歩行街区化がすでにある店舗の売り上げをどう変化させるかという視点と、店舗などのアメニティの集積が評価にどうつながるかを重ね合わせてみていくことで、地域活性化を目論むまちづくりの計画や都市計画の際により精緻な参考指標になると思います。

ちなみに。
歩行街区での経済効果、そこに連なる不動産価値との直接的な連動指標ではないですが、国土交通省からも面白いツールが出されています。
「居心地が良く歩きたくなる」まちなかの形成は、まちなかで多様な人材が集い、滞在し、交流することを目的として、実際に歩きながらまちなかの状況を簡易に現状把握し、居心地の良いまちなかの形成には何が必要なのかといった改善点を発掘するツールとして「まちなかの歩きやすさ等を客観的に評価する指標(案)」というのが発表されています。
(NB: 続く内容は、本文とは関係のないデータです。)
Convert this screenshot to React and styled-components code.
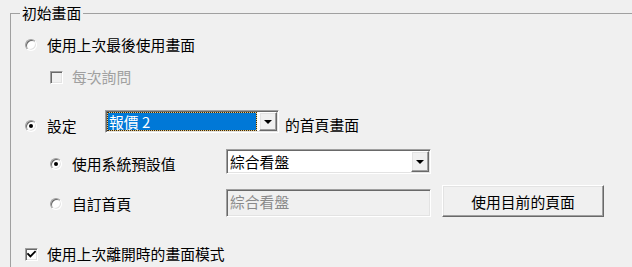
import React from 'react';
import styled, { createGlobalStyle, css } from 'styled-components';

const Global = createGlobalStyle`
  html, body { margin: 0; padding: 0; background: #f0f0f0; width: 632px; height: 267px; overflow: hidden; }
  body {
    font-family: "Noto Sans CJK TC", "Noto Sans CJK SC", sans-serif;
    font-size: 14.8px;
    color: #000;
  }
`;

const sunken = css`
  border: 1px solid;
  border-color: #a0a0a0 #fff #fff #a0a0a0;
  box-shadow: inset 1px 1px 0 #696969, inset -1px -1px 0 #e3e3e3;
`;

const raised = css`
  border: 1px solid;
  border-color: #fff #696969 #696969 #fff;
  box-shadow: inset -1px -1px 0 #a0a0a0, inset 1px 1px 0 #e3e3e3;
`;

const Group = styled.fieldset`
  margin: 3px 0 0 10px;
  padding: 0;
  border: none;
  border-top: 1px solid #a0a0a0;
  border-left: 1px solid #a0a0a0;
  height: 264px;
  box-sizing: border-box;
  min-width: 0;
`;

const Legend = styled.legend`
  margin-left: 9px;
  padding: 0 2px;
  line-height: 20px;
`;

const Content = styled.div`
  display: flex;
  flex-direction: column;
  padding-left: 14px;
`;

const Row = styled.div`
  display: flex;
  align-items: flex-start;
  height: ${p => p.$h}px;
  margin-top: ${p => p.$mt}px;
`;

const Option = styled.label`
  display: flex;
  align-items: center;
  gap: ${p => (p.$box ? 9 : 10)}px;
  height: 24px;
  line-height: 24px;
  flex-shrink: 0;
  margin-top: ${p => p.$top || 0}px;
  margin-left: ${p => p.$indent || 0}px;
  width: ${p => (p.$w ? `${p.$w}px` : 'auto')};
  color: ${p => (p.$disabled ? '#a0a0a0' : '#000')};
  white-space: nowrap;
`;

const Radio = styled.span`
  position: relative;
  width: 12px;
  height: 12px;
  box-sizing: border-box;
  border-radius: 50%;
  background: #fff;
  flex-shrink: 0;
  border: 1px solid;
  border-color: #a0a0a0 #fff #fff #a0a0a0;
  box-shadow: inset 1px 1px 0 #696969, inset -1px -1px 0 #e3e3e3;
  ${p => p.$checked && css`
    &::after {
      content: '';
      position: absolute;
      left: 3px;
      top: 3px;
      width: 4px;
      height: 4px;
      border-radius: 50%;
      background: #000;
    }
  `}
`;

const Box = styled.span`
  width: 13px;
  height: 13px;
  box-sizing: border-box;
  flex-shrink: 0;
  display: flex;
  align-items: center;
  justify-content: center;
  background: ${p => (p.$disabled ? '#f0f0f0' : '#fff')};
  ${sunken}
`;

const Text = styled.span`
  line-height: 24px;
  margin-top: ${p => p.$top || 0}px;
  margin-left: ${p => p.$ml || 0}px;
  white-space: nowrap;
`;

const Combo = styled.div`
  ${sunken}
  box-sizing: border-box;
  width: ${p => p.$w}px;
  height: ${p => p.$h}px;
  background: ${p => (p.$disabled ? '#f0f0f0' : '#fff')};
  color: ${p => (p.$disabled ? '#8a8a8a' : '#000')};
  display: flex;
  align-items: stretch;
  padding: 1px;
  gap: 2px;
  flex-shrink: 0;
  margin-top: ${p => p.$top || 0}px;
`;

const Value = styled.div`
  flex: 1;
  display: flex;
  align-items: center;
  padding-left: 2px;
  padding-bottom: ${p => p.$pb || 0}px;
  white-space: nowrap;
`;

const Highlight = styled.div`
  flex: 1;
  display: flex;
  align-items: center;
  padding-left: 1px;
  color: #fff;
  background: #e8c678;
  border: 1px dotted #3a2a10;
  box-shadow: inset 0 0 0 200px #0078d7;
  white-space: nowrap;
`;

const ArrowButton = styled.div`
  ${raised}
  width: 18px;
  box-sizing: border-box;
  background: #f0f0f0;
  display: flex;
  align-items: center;
  justify-content: center;
  flex-shrink: 0;
  &::after {
    content: '';
    width: 0;
    height: 0;
    border-left: 4px solid transparent;
    border-right: 4px solid transparent;
    border-top: 4px solid #000;
    margin-top: 1px;
  }
`;

const Button = styled.button`
  ${raised}
  width: 162px;
  height: 32px;
  margin-left: 11px;
  background: #f0f0f0;
  font: inherit;
  color: #000;
  padding: 0;
  display: flex;
  align-items: center;
  justify-content: center;
  flex-shrink: 0;
`;

const Check = () => (
  <svg width="9" height="9" viewBox="0 0 9 9">
    <path d="M1 4 L3.4 6.4 L8 1.8" fill="none" stroke="#000" strokeWidth="1.8" strokeLinecap="square" />
  </svg>
);

export default function App() {
  return (
    <>
      <Global />
      <Group>
        <Legend>初始畫面</Legend>
        <Content>
          <Row $h={24} $mt={10}>
            <Option>
              <Radio />
              使用上次最後使用畫面
            </Option>
          </Row>
          <Row $h={24} $mt={8}>
            <Option $box $indent={25} $disabled>
              <Box $disabled />
              每次詢問
            </Option>
          </Row>
          <Row $h={28} $mt={21}>
            <Option $top={4} $w={80}>
              <Radio $checked />
              設定
            </Option>
            <Combo $w={174} $h={23}>
              <Highlight>報價 2</Highlight>
              <ArrowButton />
            </Combo>
            <Text $top={3} $ml={6}>的首頁畫面</Text>
          </Row>
          <Row $h={27} $mt={11}>
            <Option $top={3} $indent={25} $w={176}>
              <Radio $checked />
              使用系統預設值
            </Option>
            <Combo $w={205} $h={25}>
              <Value>綜合看盤</Value>
              <ArrowButton />
            </Combo>
          </Row>
          <Row $h={32} $mt={9}>
            <Option $top={7} $indent={25} $w={176}>
              <Radio />
              自訂首頁
            </Option>
            <Combo $w={205} $h={28} $top={4} $disabled>
              <Value $pb={3}>綜合看盤</Value>
            </Combo>
            <Button>使用目前的頁面</Button>
          </Row>
          <Row $h={24} $mt={25}>
            <Option $box>
              <Box>
                <Check />
              </Box>
              使用上次離開時的畫面模式
            </Option>
          </Row>
        </Content>
      </Group>
    </>
  );
}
歩くことができる、歩きやすい、noteまで「歩きたくなる」気持ちをいかに創造するかも大事だと思います。

不動産に官も民もない。
歩ける街区化、利活用可能性の開放の検討

以前のPPP的関心でも書きましたが、立地地域の都市的施設の充実度、職場や学校等からの時間距離、利便性、安全性などの要素によって所有・利用意向の”需給バランス”による「相場」変動的な価値付けに加え、不動産自体が生み出す付加価値(今回で言えば、小売や飲食の売り上げ)によって価値は変動します。つまり使い方によって価値は変わる(変えられる)ということです。
今回の研究は、不動産として生み出す価値を高め地域活性化に貢献するような利活用の自由度を高め、工夫する動きを加速させるものだと思いました。